WASHINGTON: A new study released here says that top American newspapers, more than five years after the 9/11 attacks, continue to help obfuscate the real nature of events in the post-9/11 era by employing misleading terms and phraseology.

The study, titled “The ‘Good’ Muslims: US Newspaper Coverage of Pakistan,” according to Susan Moeller writing for YaleGlobal, an online site, has found patterns of coverage in major US newspapers in the year following September 11, 2001, and five years later in 2006 that may still contribute to public confusion over the perception of the global terrorist risk. When reporters from non-American news outlets write about the Bush administration’s “War on Terror,” they typically place the words in quotation marks to indicate a distance from the White House’s political rhetoric. But most mainstream media in the US use the phrase as generically as the words World War II or the Vietnam War, she points out.

The study found that American journalists too often failed to challenge the president’s representation of the dimensions and immediacy of the terrorist threat. The language that the White House chose to tell its story was the default way the events were described.
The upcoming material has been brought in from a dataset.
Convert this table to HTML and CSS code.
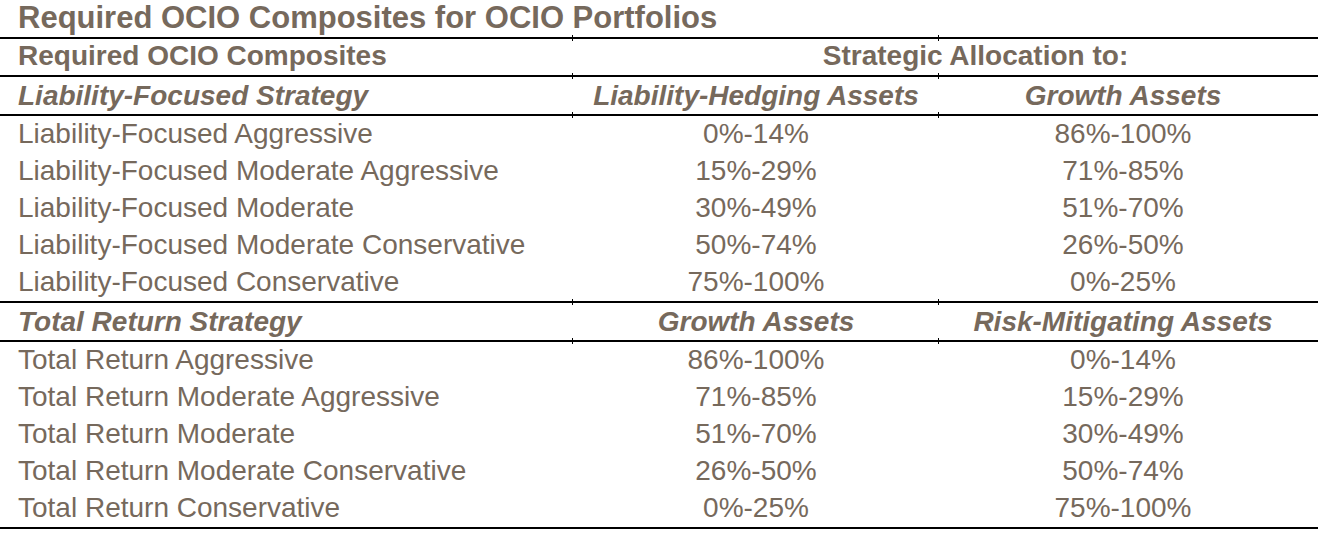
FILE: index.html
```html
<!DOCTYPE html>
<html lang="en">
<head>
<meta charset="utf-8">
<title>Required OCIO Composites for OCIO Portfolios</title>
<link rel="stylesheet" href="styles.css">
</head>
<body>
<div class="table">
  <div class="title ticked">Required OCIO Composites for OCIO Portfolios</div>
  <div class="row head ticked">
    <div class="c1">Required OCIO Composites</div>
    <div class="span">Strategic Allocation to:</div>
  </div>
  <div class="row sub sub-a ticked">
    <div class="c1">Liability-Focused Strategy</div>
    <div class="c2">Liability-Hedging Assets</div>
    <div class="c3">Growth Assets</div>
  </div>
  <div class="group ticked">
    <div class="row data"><div class="c1">Liability-Focused Aggressive</div><div class="c2">0%-14%</div><div class="c3">86%-100%</div></div>
    <div class="row data"><div class="c1">Liability-Focused Moderate Aggressive</div><div class="c2">15%-29%</div><div class="c3">71%-85%</div></div>
    <div class="row data"><div class="c1">Liability-Focused Moderate</div><div class="c2">30%-49%</div><div class="c3">51%-70%</div></div>
    <div class="row data"><div class="c1">Liability-Focused Moderate Conservative</div><div class="c2">50%-74%</div><div class="c3">26%-50%</div></div>
    <div class="row data"><div class="c1">Liability-Focused Conservative</div><div class="c2">75%-100%</div><div class="c3">0%-25%</div></div>
  </div>
  <div class="row sub sub-b ticked">
    <div class="c1">Total Return Strategy</div>
    <div class="c2">Growth Assets</div>
    <div class="c3">Risk-Mitigating Assets</div>
  </div>
  <div class="group">
    <div class="row data"><div class="c1">Total Return Aggressive</div><div class="c2">86%-100%</div><div class="c3">0%-14%</div></div>
    <div class="row data"><div class="c1">Total Return Moderate Aggressive</div><div class="c2">71%-85%</div><div class="c3">15%-29%</div></div>
    <div class="row data"><div class="c1">Total Return Moderate</div><div class="c2">51%-70%</div><div class="c3">30%-49%</div></div>
    <div class="row data"><div class="c1">Total Return Moderate Conservative</div><div class="c2">26%-50%</div><div class="c3">50%-74%</div></div>
    <div class="row data"><div class="c1">Total Return Conservative</div><div class="c2">0%-25%</div><div class="c3">75%-100%</div></div>
  </div>
</div>
</body>
</html>
```
FILE: styles.css
```css
* { box-sizing: border-box; }

html, body {
  margin: 0;
  padding: 0;
  background: #ffffff;
}

body {
  font-family: "Liberation Sans", Arial, sans-serif;
  color: #76695c;
}

.table {
  width: 1318px;
}

.title {
  height: 39px;
  padding: 0 0 0 18px;
  font-size: 31px;
  font-weight: bold;
  line-height: 36px;
  border-bottom: 2px solid #000;
  white-space: nowrap;
}

.row {
  display: grid;
  grid-template-columns: 572px 366px 380px;
  font-size: 28px;
  line-height: 32px;
  white-space: nowrap;
}

.c1 { padding-left: 18px; }
.c2 { text-align: center; padding-left: 2px; }
.c3 { text-align: center; padding-right: 10px; }

.head {
  height: 38px;
  padding-top: 1px;
  font-weight: bold;
  border-bottom: 2px solid #000;
}

.head .span {
  grid-column: 2 / 4;
  text-align: center;
  padding-left: 61px;
}

.sub {
  height: 39px;
  font-weight: bold;
  font-style: italic;
  border-bottom: 2px solid #000;
}

.sub-a { padding-top: 3px; }
.sub-b { padding-top: 3px; }

.group {
  border-bottom: 2px solid #000;
}

.data {
  height: 37px;
  padding-top: 2px;
}

.ticked { position: relative; }

.ticked::before,
.ticked::after {
  content: "";
  position: absolute;
  bottom: -4px;
  width: 1px;
  height: 6px;
  background: #000;
}

.ticked::before { left: 572px; }
.ticked::after { left: 938px; }
```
And the papers’ use of American officials as their key sources further reinforced the Bush administration’s politicised packaging of events.

The study, released by the International Centre for Media and the Public Agenda at the University of Maryland, analysed news coverage by 13 major US newspapers over two time periods: September 11, 2001, to December 31, 2002, and January 1, 2006, to January 15, 2007. In both periods, news coverage emphasised Pakistan’s connection to key American concerns, viewing it, alternatively, as a staunch Muslim ally as a frontline in the “War on Terror,” as a critical player in nuclear politics, as a key conduit in the narcotics trade, and as a major recipient of American aid.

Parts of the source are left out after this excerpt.